DS: In a representation, an image, you can editorialize, isolate and emphasize.  If a figure is presented as engaged in an intellectual, reflective condition, it might be all head. Likewise, an action figure could be a collection of legs and arms minus a head or torso. Many figures are intended as witnesses or spectators and as such will have the eyes and attitude of the watchful.

Observer: I also noticed a lot of feet in your pieces. Is there a particular reason for this?

DS: If you intend to animate or personify any shape or element in a painting, the obvious method is to put a face, or face-like configuration, in the blend.  I prefer the personification that occurs with the addition of limbs because it frequently conjures up associations with the mechanical.  I’m enough of a child of the 20th century to have a fondness for the machine as metaphor; it’s so pre-digital.

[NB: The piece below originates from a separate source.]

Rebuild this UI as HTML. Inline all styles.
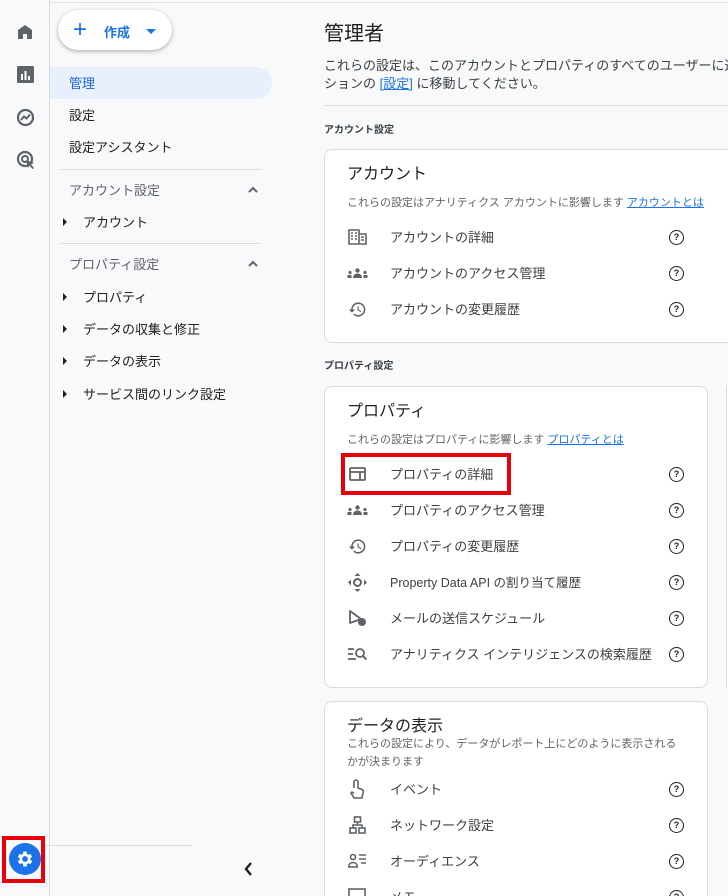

Observer: With your recent exhibit, what has been your great accomplishment?

DS: With my drawings and paintings, I’ve been working on similar ideas for about 20 years. I’m very happy with the direction I’m going in. This show is the clearest manifestation of these ideas I’ve been working on for so many years. It’s becoming more sharply defined and eloquent. My voice is getting better at saying the things I want it to say.

Observer: Is there something you would like to share with an aspiring artist—a lesson or some words of encouragement?

DS: There’s something I always tell people: If this is something you want to do, don’t give up. What matters more than anything else is that if you have the passion to do something, keep doing it. Success comes to the people who don’t go away.